■ **THE EXERCISE**
Please write out the lines of the data exactly, beginning with the first and ending with the line containing "h-[1080px] overflow-hidden flex"; leave the pictures behind.

** Start DATA **

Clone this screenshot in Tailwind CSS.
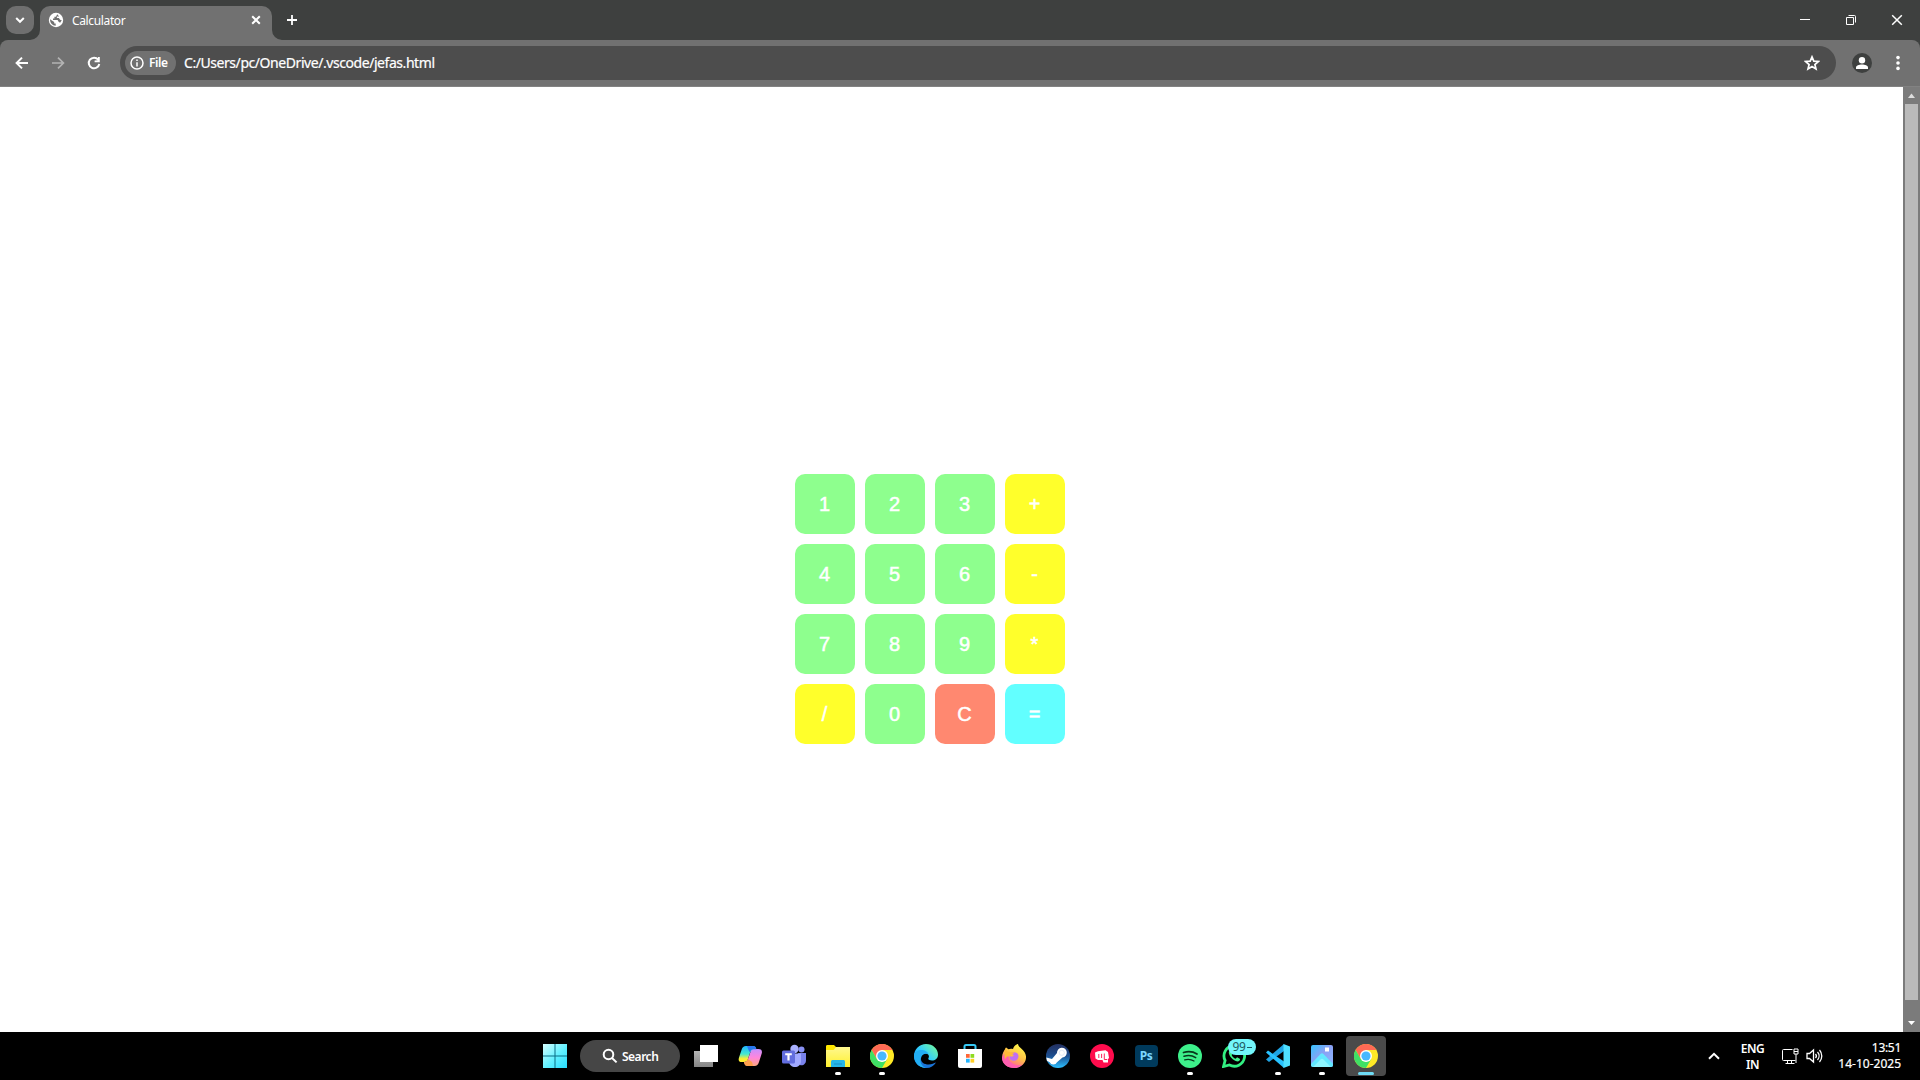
<!DOCTYPE html>
<html lang="en">
<head>
<meta charset="utf-8">
<title>Calculator</title>
<script src="https://cdn.jsdelivr.net/npm/@tailwindcss/browser@4"></script>
</head>
<body class="w-[1920px] h-[1080px] overflow-hidden flex flex-col bg-white text-white font-['Noto_Sans',sans-serif]">

<svg class="absolute size-0" aria-hidden="true">
  <defs>
    <linearGradient id="win" x1="0" y1="0" x2="1" y2="1"><stop offset="0" stop-color="#d4ffff"/><stop offset=".55" stop-color="#5ff0ff"/><stop offset="1" stop-color="#28dcff"/></linearGradient>
    <linearGradient id="gray" x1="0" y1="0" x2="0" y2="1"><stop offset="0" stop-color="#b5b5b5"/><stop offset="1" stop-color="#858585"/></linearGradient>
    <linearGradient id="cpA" x1="0" y1="0" x2="0" y2="1"><stop offset="0" stop-color="#20b4ff"/><stop offset=".5" stop-color="#45e8d0"/><stop offset=".8" stop-color="#ffee30"/></linearGradient>
    <linearGradient id="cpB" x1="0" y1="0" x2="0" y2="1"><stop offset="0" stop-color="#c890ff"/><stop offset=".5" stop-color="#ff86dc"/><stop offset="1" stop-color="#ffa880"/></linearGradient>
    <linearGradient id="folder" x1="0" y1="0" x2="0" y2="1"><stop offset="0" stop-color="#fff890"/><stop offset="1" stop-color="#fff02e"/></linearGradient>
    <linearGradient id="edgeA" x1="0" y1="1" x2="1" y2="0"><stop offset="0" stop-color="#1477ef"/><stop offset=".5" stop-color="#30ccff"/><stop offset="1" stop-color="#7dff90"/></linearGradient>
    <linearGradient id="fx" x1=".8" y1="0" x2=".3" y2="1"><stop offset="0" stop-color="#fffc4a"/><stop offset=".5" stop-color="#ffc048"/><stop offset="1" stop-color="#ff4ca8"/></linearGradient>
    <linearGradient id="steam" x1="0" y1="0" x2="0" y2="1"><stop offset="0" stop-color="#232f60"/><stop offset=".5" stop-color="#1d4f90"/><stop offset="1" stop-color="#2cc0ff"/></linearGradient>
    <linearGradient id="photo" x1="0" y1="0" x2="1" y2="1"><stop offset="0" stop-color="#35c4ff"/><stop offset=".45" stop-color="#8aa0f4"/><stop offset="1" stop-color="#8ab8ff"/></linearGradient>
    <symbol id="chrome" viewBox="0 0 24 24">
      <circle cx="12" cy="12" r="12" fill="#ffe926"/>
      <path d="M1.600 6A12 12 0 0 1 22.400 6H12L6.800 15Z" fill="#ff6a55"/>
      <path d="M1.600 6A12 12 0 0 0 12 24L17.200 15 12 18 6.800 15Z" fill="#3fe065"/>
      <circle cx="12" cy="12" r="6" fill="#fff"/><circle cx="12" cy="12" r="4.600" fill="#48b8ff"/>
    </symbol>
  </defs>
</svg>

<header class="h-10 shrink-0 flex bg-[#3e403f]">
  <div class="flex w-10 items-start pl-1.5 pt-1.5">
    <button class="size-7 rounded-[10px] bg-[#6f6f6f] flex items-center justify-center">
      <svg class="size-3" viewBox="0 0 12 12" fill="none" stroke="#fff" stroke-width="2"><path d="M2.200 4 6 7.800 9.800 4"/></svg>
    </button>
  </div>
  <div class="relative mt-1.5 w-[232px] h-[34px] rounded-t-[10px] bg-[#717171] flex items-center pl-2 pr-2.5 pb-1.5">
    <svg class="absolute -left-2.5 bottom-0 size-2.5" viewBox="0 0 10 10"><path d="M10 0V10H0A10 10 0 0 0 10 0Z" fill="#717171"/></svg>
    <svg class="absolute -right-2.5 bottom-0 size-2.5" viewBox="0 0 10 10"><path d="M0 0V10H10A10 10 0 0 1 0 0Z" fill="#717171"/></svg>
    <svg class="size-4 shrink-0" viewBox="0 0 16 16"><circle cx="8" cy="8" r="7.200" fill="#fff"/><path d="M2 7.300 6.200 10v1.400h1.500v2.400C4.300 13.600 2 11 2 7.300ZM9.200 2.300 8 4.700H6.400v1.700H5v1.500h4.600l1 1.800 1.500 1.100 1.700-2.500-1.700-.6-1.200-1.800h-2V4.600h2.200Z" fill="#717171"/></svg>
    <span class="ml-2 pt-0.5 text-[12px] tracking-[-0.360px] leading-4">Calculator</span>
    <svg class="ml-auto size-3" viewBox="0 0 12 12" stroke="#fff" stroke-width="2"><path d="m2.200 2.200 7.600 7.600m0-7.600L2.200 9.800"/></svg>
  </div>
  <svg class="ml-3.5 mt-3.5 size-3" viewBox="0 0 12 12" stroke="#fff" stroke-width="1.800"><path d="M1 6h10M6 1v10"/></svg>
  <div class="ml-auto flex h-10 items-center">
    <div class="w-[46px] flex justify-center"><svg class="size-3" viewBox="0 0 12 12"><path d="M1 5h10v1H1Z" fill="#fff"/></svg></div>
    <div class="w-[46px] flex justify-center"><svg class="size-3" viewBox="0 0 12 12" fill="none" stroke="#fff"><path d="M1.500 3.500h7v7h-7ZM3.500 1.500h6a1 1 0 0 1 1 1v6"/></svg></div>
    <div class="w-[46px] flex justify-center"><svg class="size-3" viewBox="0 0 12 12" stroke="#fff" stroke-width="1.500"><path d="m1.200 1.200 9.600 9.600m0-9.600-9.600 9.600"/></svg></div>
  </div>
</header>

<div class="h-[47px] shrink-0 bg-[#3e403f]">
<nav class="h-full rounded-t-[8px] bg-[#717171] border-b border-[#828282] flex items-center">
  <div class="flex gap-5 pl-3.5 w-[120px]">
    <svg class="size-4" viewBox="0 0 16 16" fill="none" stroke="#fff" stroke-width="2"><path d="M14 8H3M8 2.600 2.600 8 8 13.400"/></svg>
    <svg class="size-4" viewBox="0 0 16 16" fill="none" stroke="#b3b3b3" stroke-width="1.700"><path d="M2 8h11M8 2.600 13.400 8 8 13.400"/></svg>
    <svg class="size-4" viewBox="0 0 16 16" fill="none" stroke="#fff" stroke-width="2"><path d="M12.200 4.600A5.300 5.300 0 1 0 13.300 9"/><path d="M13.800 2v5.200H8.600V5.600l3-.4L12 2Z" fill="#fff" stroke="none"/></svg>
  </div>
  <div class="w-[1716px] h-[34px] rounded-full bg-[#4d4d4d] flex items-center pl-[5px] pr-4">
    <div class="w-[51px] h-6 rounded-full bg-[#717171] flex items-center pl-[5px]">
      <svg class="size-3.5" viewBox="0 0 14 14" fill="none" stroke="#fff" stroke-width="1.500"><circle cx="7" cy="7" r="6"/><path d="M7 6.200v4.200M7 3.400v1.500"/></svg>
      <span class="ml-[5px] text-[12px] font-semibold tracking-[-0.400px] leading-4">File</span>
    </div>
    <span class="ml-2 text-[14px] tracking-[-0.440px] leading-5 whitespace-nowrap [-webkit-text-stroke:0.200px_white]">C:/Users/pc/OneDrive/.vscode/jefas.html</span>
    <svg class="ml-auto size-4" viewBox="0 0 16 16" fill="none" stroke="#fff" stroke-width="1.700"><path d="m8 1.900 1.800 4.200 4.700.4-3.600 3 1.100 4.500L8 11.600 4 14l1.100-4.500-3.600-3 4.700-.4Z"/></svg>
  </div>
  <svg class="ml-4 size-5" viewBox="0 0 20 20"><circle cx="10" cy="10" r="10" fill="#3e403f"/><circle cx="10" cy="7.200" r="3.200" fill="#fff"/><path d="M4 16v-1.600c0-2 3-3 6-3s6 1 6 3V16Z" fill="#fff"/></svg>
  <svg class="ml-[18px] size-4" viewBox="0 0 16 16" fill="#fff"><circle cx="8" cy="2.600" r="1.800"/><circle cx="8" cy="8" r="1.800"/><circle cx="8" cy="13.400" r="1.800"/></svg>
</nav>
</div>

<div class="h-[945px] shrink-0 flex bg-white">
  <main class="w-[1903px] pl-[795px] pt-[387px] font-['Liberation_Sans',Arial,sans-serif] text-[20px] leading-none">
    <div class="grid w-[270px] grid-cols-4 auto-rows-[60px] gap-2.5 [-webkit-text-stroke:0.500px_white] *:pr-px *:rounded-[10px]">
      <button class="bg-[#8eff8e]">1</button><button class="bg-[#8eff8e]">2</button><button class="bg-[#8eff8e]">3</button><button class="bg-[#ffff2b]">+</button>
      <button class="bg-[#8eff8e]">4</button><button class="bg-[#8eff8e]">5</button><button class="bg-[#8eff8e]">6</button><button class="bg-[#ffff2b]">-</button>
      <button class="bg-[#8eff8e]">7</button><button class="bg-[#8eff8e]">8</button><button class="bg-[#8eff8e]">9</button><button class="bg-[#ffff2b]">*</button>
      <button class="bg-[#ffff2b]">/</button><button class="bg-[#8eff8e]">0</button><button class="bg-[#ff8870]">C</button><button class="bg-[#62ffff]">=</button>
    </div>
  </main>
  <div class="w-[17px] bg-[#7b7b7b] flex flex-col items-center">
    <svg class="h-[17px] w-[17px] shrink-0" viewBox="0 0 17 17"><path d="M5 11 8.500 6.500 12 11Z" fill="#ddd"/></svg>
    <div class="w-[13px] h-[896px] bg-[#bababa]"></div>
    <svg class="mt-[15px] h-[17px] w-[17px] shrink-0" viewBox="0 0 17 17"><path d="M5 6 8.500 10 12 6Z" fill="#fff"/></svg>
  </div>
</div>

<footer class="h-12 shrink-0 bg-black flex items-center">
  <div class="ml-[533px] w-11 flex justify-center"><svg class="size-6" viewBox="0 0 24 24" fill="url(#win)"><path d="M0 0h24v24H0Z"/><path d="M11.500 0h1v24h-1ZM0 11.500h24v1H0Z" fill="#0b6f86"/></svg></div>
  <div class="ml-[3px] mr-1 w-[100px] h-8 rounded-full bg-[#464646] flex items-center pl-[22px]">
    <svg class="size-4" viewBox="0 0 16 16" fill="none" stroke="#fff" stroke-width="2"><circle cx="6.500" cy="6.500" r="4.800"/><path d="m10 10 4.600 4.400"/></svg>
    <span class="ml-1 pt-0.5 text-[12px] font-semibold tracking-[-0.500px] leading-4">Search</span>
  </div>
  <div class="w-11 flex justify-center"><svg class="w-[26px] h-6" viewBox="0 0 26 24"><path d="M1 7h19v16H1Z" fill="url(#gray)"/><path d="M7 1h18v17H7Z" fill="#fff"/></svg></div>
  <div class="w-11 flex justify-center"><svg class="size-6" viewBox="0 0 24 24"><path d="M8 2h7c2 0 2.800 1.200 3.400 3.200L19 7h-4.500c-1.500 0-2.200 1-2.700 2.600L10 15c-.8 2.300-2 3-3.800 3H3.500C.8 18 .2 16 1 13.500L3.500 6C4.500 3 5.500 2 8 2Z" fill="url(#cpA)"/><path d="M16.500 22H10c-2.500 0-3.200-1-3.800-3.200L6 18c2.500 0 3.300-1.200 4-3l2.500-7c.7-2 2-3 4-3h4c3 0 4 2 3.200 4.500L21 18c-.8 2.700-2 4-4.500 4Z" fill="url(#cpB)"/><path d="M9 2h6c2 0 2.800 1.200 3.400 3.200h-3C13 5.200 12.500 7 12 8.500L10.500 6Z" fill="#2977ef"/><path d="M6 18c2.500 0 3.300-1.200 4-3l4 3 1 4h-5c-2.500 0-3.400-1-4-4Z" fill="#ffa04c"/></svg></div>
  <div class="w-11 flex justify-center"><svg class="w-[26px] h-6" viewBox="0 0 26 24"><circle cx="20.500" cy="5.500" r="3" fill="#8a92f5"/><path d="M17 9h8v7c0 4-3 6-6 5Z" fill="#7982ec"/><circle cx="13.500" cy="5" r="4.200" fill="#a9b0ff"/><path d="M8 9.500h12V17c0 8-12 8-12 0Z" fill="#a1a9ff"/><rect x="1" y="6.500" width="13" height="13" rx="1.500" fill="#626dde"/><path d="M4.200 9.200h6.600v2H8.600v5.300H6.400v-5.300H4.200Z" fill="#fff"/></svg></div>
  <div class="relative w-11 h-12 flex items-center justify-center"><svg class="size-6" viewBox="0 0 24 24"><path d="M0 2.500C0 1.500.5 1 1.500 1H8l2.500 2.500L8 6H0Z" fill="#ffe800"/><path d="M0 6h7.500L10 3h14v20H0Z" fill="url(#folder)"/><path d="M5 23v-5c0-1.500.7-2 2-2h10c1.500 0 2 .5 2 2v5Z" fill="#26b6e8"/><path d="M8 19.500h8v1H8Z" fill="#1690c8"/></svg><i class="absolute bottom-[5px] w-1.5 h-[3px] rounded-full bg-white"></i></div>
  <div class="relative w-11 h-12 flex items-center justify-center"><svg class="size-6"><use href="#chrome"/></svg><i class="absolute bottom-[5px] w-1.5 h-[3px] rounded-full bg-white"></i></div>
  <div class="w-11 flex justify-center"><svg class="size-6" viewBox="0 0 24 24"><path d="M0 12C0 5 5.500 0 12 0c7 0 12 5 12 10.500 0 4-3 6-6 6-2.500 0-4.500-1-3.500-2.500.8-1.200.7-4.500-3-4.500-4.500 0-6 5-4.500 9C8.500 22 13 24 13 24 6 24.500 0 19 0 12Z" fill="url(#edgeA)"/><path d="M0 11C1 7 5 5.500 8.500 6c3 .3 5.500 2 6 4.500C13 9 8 9 7 14c-.8 4.500 2 8.500 6 10C5 24.500-.5 18 0 11Z" fill="#22aef4"/><path d="M7 14c-.5 4.500 3.500 6.500 7.500 6.500 3.500 0 5.500-1.500 7.500-2-2 3.500-5.500 5.500-9.500 5.500C8 23 5.500 18.500 7 14Z" fill="#1a74d8"/></svg></div>
  <div class="w-11 flex justify-center"><svg class="size-6" viewBox="0 0 24 24"><path d="M6.500 6V2.500c0-1 .5-1.500 1.500-1.500h8c1 0 1.500.5 1.500 1.500V6" fill="none" stroke="#36c8f4" stroke-width="2"/><path d="M0 5h24v17a2 2 0 0 1-2 2H2a2 2 0 0 1-2-2Z" fill="#fff"/><path d="M8 10h3.700v3.800H8Z" fill="#ff6738"/><path d="M12.500 10h3.700v3.800h-3.700Z" fill="#8edb20"/><path d="M8 14.800h3.700v3.800H8Z" fill="#25b6ff"/><path d="M12.500 14.800h3.700v3.800h-3.700Z" fill="#ffcf25"/></svg></div>
  <div class="w-11 flex justify-center"><svg class="size-6" viewBox="0 0 24 24"><path d="M4 3.500c.7 0 1.500 1.200 2.500 1.700 1.500-.7 3-.7 4.500-.2C11.500 3 13 .8 16 0c.2 2 1.500 3 3.500 4.700C22.500 7.300 24.300 10 24 14 23.500 20 18 24 12 24S0 20 0 13.500C0 9.500 2 7 4 3.500Z" fill="url(#fx)"/><path d="M0 13.500C0 20 6 24 12 24c3 0 6-1 8-3-7 1.500-13-2-13.500-8L4 8Z" fill="#ff5fb0"/><path d="M8.500 9.500c3-2.500 8-1.500 8 2.800 0 3-2.500 4.500-4.800 4.500-3 0-4.700-2-3.900-4.500 2 1 3.200.2 4-1Z" fill="#c070f4"/><path d="M4 3.500c0 3 1 4.500 5 4.700l3.500.3c-1 1.800-3 1.600-3.500 3.300-3-.3-5 1.200-6 3.700C2 12 2 7 4 3.500Z" fill="#ffba38"/></svg></div>
  <div class="w-11 flex justify-center"><svg class="size-6" viewBox="0 0 24 24"><circle cx="12" cy="12" r="12" fill="url(#steam)"/><path d="M.3 13.500 6 15l5-6A4.900 4.900 0 1 1 16.500 13.500L11 18.200a4 4 0 0 1-7.300 0L.9 16.800Z" fill="#fff"/><circle cx="15.800" cy="8.800" r="2.600" fill="none" stroke="#dce6f5" stroke-width=".8"/></svg></div>
  <div class="w-11 flex justify-center"><svg class="size-6" viewBox="0 0 24 24"><circle cx="12" cy="12" r="12" fill="#ff0c4d"/><path d="M5 8.500 8 7.200l7.500-1L18 8l1 6-1 1v3.500h-4.500L12.500 16H8l-2.500-1.500Z" fill="#fff"/><path d="M8.800 10v4M11.600 9.800V14m2.700-4.500v6h3" fill="none" stroke="#ff0c4d" stroke-width=".9"/></svg></div>
  <div class="w-11 flex justify-center"><div class="w-[23px] h-[22px] rounded bg-[#003a5c] flex items-center justify-center text-[12px] tracking-[-0.500px] leading-none font-bold text-[#7cd6ff]">Ps</div></div>
  <div class="relative w-11 h-12 flex items-center justify-center"><svg class="size-6" viewBox="0 0 24 24" fill="none" stroke="#07351a" stroke-linecap="round"><circle cx="12" cy="12" r="12" fill="#3df08a" stroke="none"/><path d="M5.500 8.500c5-1.500 9.500-1 13.500 1.500" stroke-width="1.800"/><path d="M6 12.300c4.200-1.200 8.400-.7 11.700 1.300" stroke-width="1.500"/><path d="M6.700 15.800c3.500-.9 6.700-.4 9.300 1.200" stroke-width="1.300"/></svg><i class="absolute bottom-[5px] w-1.5 h-[3px] rounded-full bg-white"></i></div>
  <div class="relative w-11 h-12 flex items-center justify-center"><svg class="size-6" viewBox="0 0 24 24"><path d="m1.500 22.500 1.600-6A10.300 10.300 0 1 1 7.500 21Z" fill="#000" stroke="#32f082" stroke-width="2.800"/><path d="M8.300 6.200c-1.400.6-1.800 2-1.300 3.600 1 3.300 4 6.500 7.500 7.500 2 .5 3.500-.5 3.600-2.400l-3-1.600-1.500 1.500c-1.800-.6-3.300-2.200-4-3.800l1.200-1.500L9.500 6.200Z" fill="#3df58c"/></svg><span class="absolute left-4 top-[7px] w-7 h-4 rounded-full bg-[#73f6fb] flex items-center justify-center gap-px text-[12px] tracking-[-0.300px] leading-4 text-[#1f5a60]">99<i class="w-[5px] h-px bg-[#1f5a60]"></i></span></div>
  <div class="relative w-11 h-12 flex items-center justify-center"><svg class="size-6" viewBox="0 0 24 24"><path d="M0 15.500 18 0v7L3 18Z" fill="#1fa4e4"/><path d="M0 8.500 2 6.500 18 17.500V24Z" fill="#28c2ff"/><path d="M17.500 0 24 2.500v19L17.500 24Z" fill="#4fe0ff"/></svg><i class="absolute bottom-[5px] w-1.5 h-[3px] rounded-full bg-white"></i></div>
  <div class="relative w-11 h-12 flex items-center justify-center"><svg class="size-6" viewBox="0 0 24 24"><rect x="1" y="1" width="22" height="22" rx="2" fill="url(#photo)"/><path d="m1 20 9.500-10c1-1 2-1 3 0L23 20v1a2 2 0 0 1-2 2H3a2 2 0 0 1-2-2Z" fill="#62e8ff"/><path d="m3 22.900 7.500-7.400c1-1 2-1 3 0l7.500 7.400Z" fill="#8ef6ff"/><path d="M15 3.500h4v4h-4Z" fill="#fff"/></svg><i class="absolute bottom-[5px] w-1.5 h-[3px] rounded-full bg-white"></i></div>
  <div class="relative w-11 h-12 flex items-center justify-center"><div class="size-10 rounded bg-[#4a4a4a] flex items-center justify-center"><svg class="size-6"><use href="#chrome"/></svg></div><i class="absolute bottom-[5px] w-4 h-[3px] rounded-full bg-[#6fdcf5]"></i></div>

  <div class="ml-auto flex items-center h-12 pr-[19px]">
    <svg class="w-3 h-2" viewBox="0 0 12 8" fill="none" stroke="#fff" stroke-width="2"><path d="m1 6.800 5-5 5 5"/></svg>
    <div class="ml-[19px] mt-px w-[27px] text-center text-[12px] font-semibold leading-4 tracking-[-0.500px]">ENG<br>IN</div>
    <svg class="ml-4 w-[17px] h-[17px]" viewBox="0 0 17 17" fill="none" stroke="#fff"><path d="M10.500 1.500h-9a1 1 0 0 0-1 1v9a1 1 0 0 0 1 1h12M5.500 12.500v3m4-3v3M3.500 15.500h9"/><path d="M12 1h4v5h-4ZM12 3.500h4M14 6v9"/></svg>
    <svg class="ml-[7px] w-[18px] h-4" viewBox="0 0 18 16" fill="none" stroke="#fff" stroke-width="1.300"><path d="M1 5.500h2.500L7.500 2v12L3.500 10.500H1ZM9.500 6a3 3 0 0 1 0 4M11.500 4a6 6 0 0 1 0 8M13.500 2a9 9 0 0 1 0 12"/></svg>
    <div class="ml-3.5 w-[63px] text-right text-[12px] leading-4 whitespace-nowrap [-webkit-text-stroke:0.200px_white]"><span class="tracking-[-0.300px]">13:51</span><br>14-10-2025</div>
  </div>
</footer>
</body>
</html>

** End DATA **

■ **FINISHED EXERCISE**
Clone this screenshot in Tailwind CSS.
<!DOCTYPE html>
<html lang="en">
<head>
<meta charset="utf-8">
<title>Calculator</title>
<script src="https://cdn.jsdelivr.net/npm/@tailwindcss/browser@4"></script>
</head>
<body class="w-[1920px] h-[1080px] overflow-hidden flex flex-col bg-white text-white font-['Noto_Sans',sans-serif]">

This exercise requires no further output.